Descrições plásticas detalhadas e intensas permeiam quase tudo. Em seu prefácio para o livro, Augusto Massi chega a evocar o romance "O Estrangeiro", escrito por Albert Camus, que descreve a importância da luz e do clima na circunstância de um confronto de morte.
De fato, em "Guardados" será possível ler pela primeira vez a narrativa de Iberê para o episódio em que matou a tiros um homem (em 1980, no Rio, em legítima defesa), fato que transformou sua vida e sua pintura.
Outros dois momentos fundamentais estão vazados no livro: sua experiência mística de duplicação corporal ("O Duplo") e a convivência com o câncer ("Hiroshima") (leia trechos nesta página).
Em Porto Alegre, começa a concretizar-se a fundação que preservará sua memória e educará artistas -memória e educação são motes de seus escritos.
O prédio principal está sendo erguido em terreno doado pelo governo do Rio Grande do Sul, em frente ao rio Guaíba.
"Poderá ser algo como as fundações espanholas Miró e Tàpies", arrisca Massi, que no texto de orelha de "Guardados" sintetiza sobre o artista: "Nunca usou disfarce de operário, nem posou de vaca sagrada. Era, efetivamente, um criador. (...) Dentre nossos pintores, foi quem levou adiante, de forma mais radical, a vertente negativa da modernidade".
Leia a seguir trechos de entrevista do organizador de "Gaveta dos Guardados" à Folha.


Livro: Gaveta dos Guardados
Autor: Iberê Camargo
Organização: Augusto Massi
Editora: Edusp
Preço: não definido (180 págs.)
Lançamento: dia 20/05, às 20h, no Ática Shopping Cultural (av. Pedroso de Moraes, 858, SP, tel. 011/867-0022); na ocasião será realizado um debate sobre o autor entre Augusto Massi, Rodrigo Naves e Paulo Pasta

Folha - Por que parte desse livro, classificado como de memórias, parece ficção, havendo mesmo parábolas de estilo oriental?
Augusto Massi -
Toda a obra literária de Iberê tem fundo autobiográfico, até os contos publicados em 88.

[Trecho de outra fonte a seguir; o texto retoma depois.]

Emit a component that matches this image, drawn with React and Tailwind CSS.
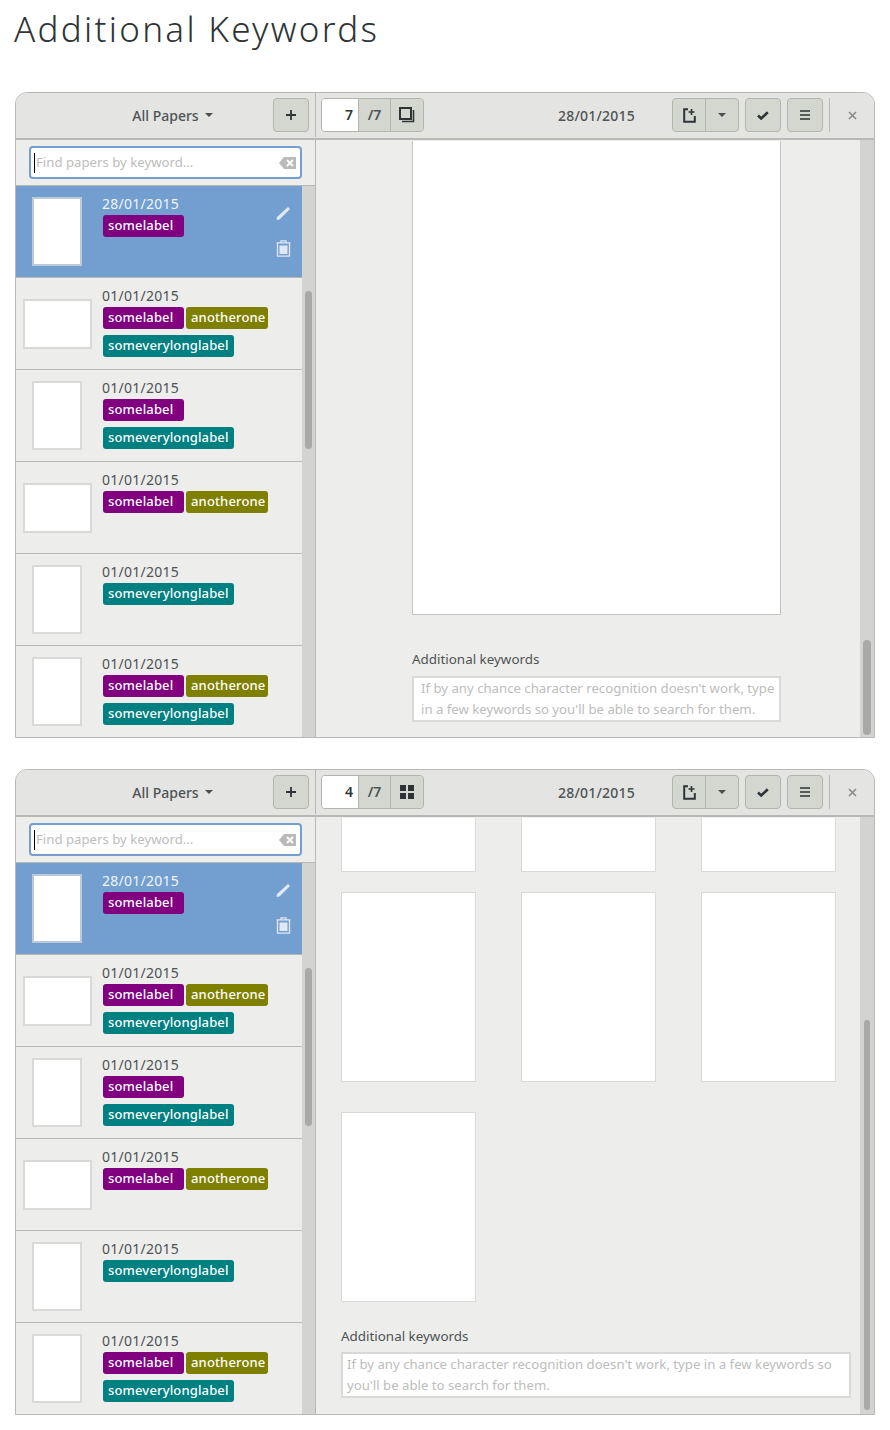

Com relação a esses textos que organizei e que o próprio autor anunciava como livro de memórias, vê-se que ele tinha a necessidade de inventar um destino para si, um enredo para sua própria vida.
Não há preocupação em contar fidedignamente. Busca-se a atmosfera e as coisas essenciais. De minha parte, dei aos papéis uma espinha dorsal, agrupando núcleos temáticos: infância, pintura, as cidades, os amigos etc.

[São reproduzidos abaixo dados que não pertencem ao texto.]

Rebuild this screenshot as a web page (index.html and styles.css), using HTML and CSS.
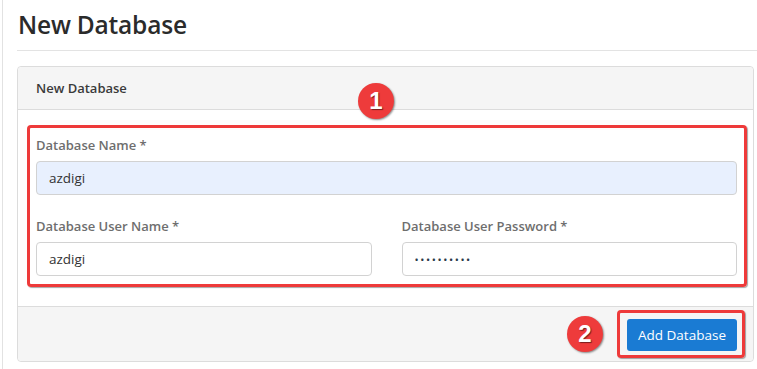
FILE: index.html
```html
<!DOCTYPE html>
<html lang="en">
<head>
    <meta charset="UTF-8">
    <meta name="viewport" content="width=device-width, initial-scale=1.0">
    <title>New Database</title>
    <link rel="stylesheet" href="styles.css">
</head>
<body>
    <div class="page">
        <h1>New Database</h1>
        <hr>

        <div class="panel">
            <div class="panel-heading">New Database</div>

            <div class="panel-body">
                <div class="mark-box">
                    <div class="form-group">
                        <label for="dbName">Database Name *</label>
                        <input type="text" id="dbName" class="autofill" value="azdigi">
                    </div>
                    <div class="form-row">
                        <div class="form-group">
                            <label for="dbUser">Database User Name *</label>
                            <input type="text" id="dbUser" value="azdigi">
                        </div>
                        <div class="form-group">
                            <label for="dbPass">Database User Password *</label>
                            <input type="password" id="dbPass" value="azdigi1234">
                        </div>
                    </div>
                </div>
            </div>

            <div class="panel-footer">
                <span class="step step-two">2</span>
                <span class="mark-btn">
                    <button type="button">Add Database</button>
                </span>
            </div>

            <span class="step step-one">1</span>
        </div>
    </div>
</body>
</html>
```

FILE: styles.css
```css
* { box-sizing: border-box; }
html, body { margin: 0; background: #fff; }
body { font-family: "Open Sans", "Noto Sans", sans-serif; color: #333; width: 757px; height: 369px; overflow: hidden; }
.page { border-left: 1px solid #e2e2e2; margin-left: 2px; padding: 0 0 0 14px; height: 369px; }
h1 { font-size: 24.5px; font-weight: 600; color: #2b2b2b; margin: 0; padding: 9px 0 0 1px; line-height: 32px; letter-spacing: -0.2px; }
hr { border: 0; border-top: 1px solid #e3e3e3; margin: 9px 0 15px; }
.panel { position: relative; border: 1px solid #dcdcdc; border-radius: 4px; margin-right: 3px; background: #fff; }
.panel-heading { background: #f5f5f5; border-bottom: 1px solid #dcdcdc; height: 43px; line-height: 42px; padding-left: 18px; font-size: 13px; font-weight: 600; color: #3a3a3a; border-radius: 4px 4px 0 0; }
.panel-body { padding: 15px 6px 19px 9px; }
.mark-box { border: 3px solid #ee3a3a; border-radius: 4px; padding: 7px 7px 8px 6px; box-shadow: 1px 1px 1px rgba(0,0,0,0.35); }
.form-group { display: flex; flex-direction: column; }
.form-row { display: grid; grid-template-columns: 1fr 1fr; gap: 30px; margin-top: 21px; }
label { font-size: 13px; font-weight: 600; color: #6e6e6e; line-height: 20px; margin-bottom: 6px; }
input { height: 34px; border: 1px solid #d2d2d2; border-radius: 4px; padding: 0 12px; font-family: inherit; font-size: 13.5px; color: #333; background: #fff; }
input.autofill { background: #e8f0fe; }
input[type="password"] { font-size: 11px; letter-spacing: 1.6px; color: #2a3a4a; }
.panel-footer { display: flex; align-items: center; justify-content: flex-end; gap: 14px; background: #f5f5f5; border-top: 1px solid #dcdcdc; height: 55px; padding-right: 8px; border-radius: 0 0 4px 4px; }
.mark-btn { display: inline-flex; border: 3px solid #ee3a3a; border-radius: 4px; padding: 6px 5px 4px 7px; box-shadow: 1px 1px 1px rgba(0,0,0,0.35); }
button { font-family: inherit; font-size: 13.5px; color: #fff; background: #1a7bd3; border: none; border-radius: 3px; height: 32px; width: 110px; padding: 0; cursor: pointer; }
.step { display: inline-flex; align-items: center; justify-content: center; width: 36px; height: 36px; border-radius: 50%; background: #ee3b3b; color: #fff; font-family: "Liberation Sans", Arial, sans-serif; font-weight: bold; font-size: 24px; box-shadow: 1px 1px 2px rgba(0,0,0,0.45); text-shadow: 1px 1px 1px rgba(0,0,0,0.5); }
.step-one { position: absolute; left: 340px; top: 16px; }
```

Folha - Como se interessou pelo artista?
Massi -
Em 1991, fui a uma feira literária em Porto Alegre e topei com o livro "No Andar do Tempo". Fiquei fascinado com a riqueza de sua escritura e procurei o autor.
Depois acabei fazendo com ele duas longas entrevistas que foram publicadas no caderno Mais!, da Folha. Um dia propus o livro de memórias e ele aceitou como um projeto comum.
Achei que tudo se perdera com a sua morte, até que sua viúva lembrou dessas conversas e me enviou um volume pré-organizado, que modifiquei inteiramente, privilegiando a veia de escritor de Iberê.
Folha - Como era o pintor no trato pessoal?
Massi -
O "homem-pintor" amadurecido parecia querer voltar sempre às coisas essenciais, ao "pátio da infância", como ele costumava dizer.
Pessoalmente, a secura de sua obra dava lugar a extrema afetividade, generosidade e refinamento de tratamento.
Bom papo, gostava da convivência, um contraponto ao seu agudo sentimento de solidão.